As you can see, almost half the time is spent in _include_from_serialized at this line, namely the jl_init_restored_modules C function. What does it do?
From the name, I would assume it has something to do with calling __init__ for any dependent packages. However, I already loaded everything that this package depends on, so the only __init__ needing to be called is for my package - and you can see that happening in the second half of the image.
Does anyone have any insights into what’s happening in the first half of this profile?
Also check for invalidations, there are a ton of them. Does PyCall really need some of those overloads or could it use internal machinery that stays private? Who else outside PyCall, for example, really needs to convert a PyObject to a Symbol? That one overload is responsible for about 700 invalidations alone, including some in Pkg which may need recompilation for any downstream packages that depend on PyCall. It’s also invalidating some Base.Dict methods used by Revise, if you have that loaded, and loading PyCall results in those end up being compiled twice. (You can see that from the @snoopi_deep flamegraph.) (nvm, that actually looks like a profile or flamegraph bug.)

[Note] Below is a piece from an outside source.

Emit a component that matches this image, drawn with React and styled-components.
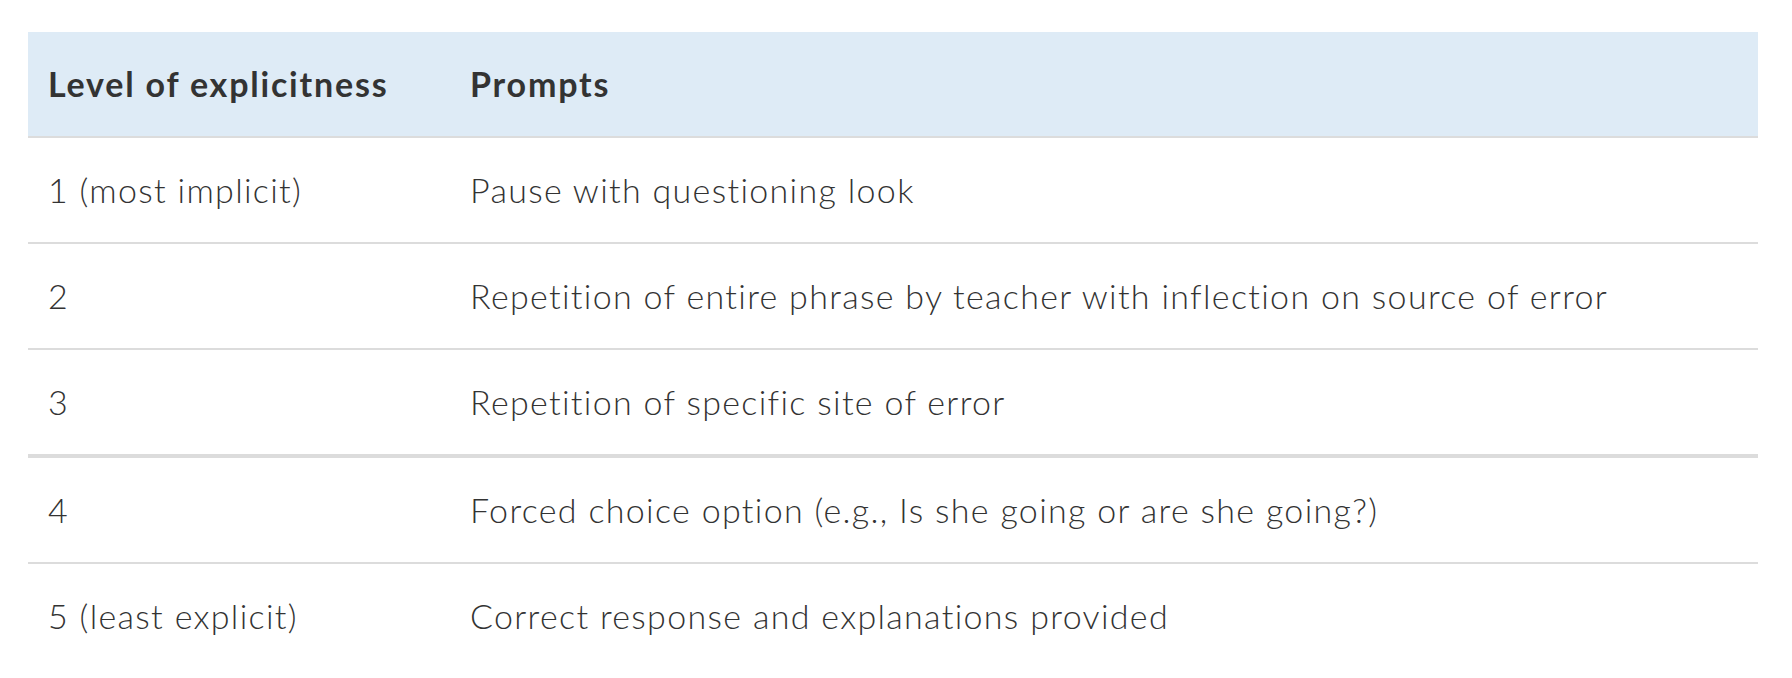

Thanks very much for looking Tim. I actually recently removed the JSON dependency entirely, take a look at the master branch.
I already tried SnoopCompile and eliminated all those invalidations just by commenting stuff out, but that had little impact.
According to @time only 10% of time importing the package is spent in compilation. So I’m confused at what the 50% of time is doing before even getting to __init__. Is this a problem even fixable by the sort of advice in SnoopCompile?
Julia can’t currently cache native code, so anything that’s LLVM-related is not currently fixable except via PackageCompiler. Hopefully that will change someday.
It might, though, on your downstream users. It looks like it invalidates a lot of code in Pkg, among many others, and that might make it slower to load the next package. If you can avoid this, great, but if it would be an imposition then the next step might be to see what code in Base and Pkg can be improved in its inferrability.
Absolutely, yeah it’s certainly on my list to fix those invalidations (I think they can all be avoided) it’s just that a quick experiment seemed to imply that they weren’t responsible for the slow package load time.
The package has a lot of ccalls and some @cfunctions, I wonder if they are particularly slow to generate code for.
I think I’m just going to comment out blocks of code to figure out what is responsible.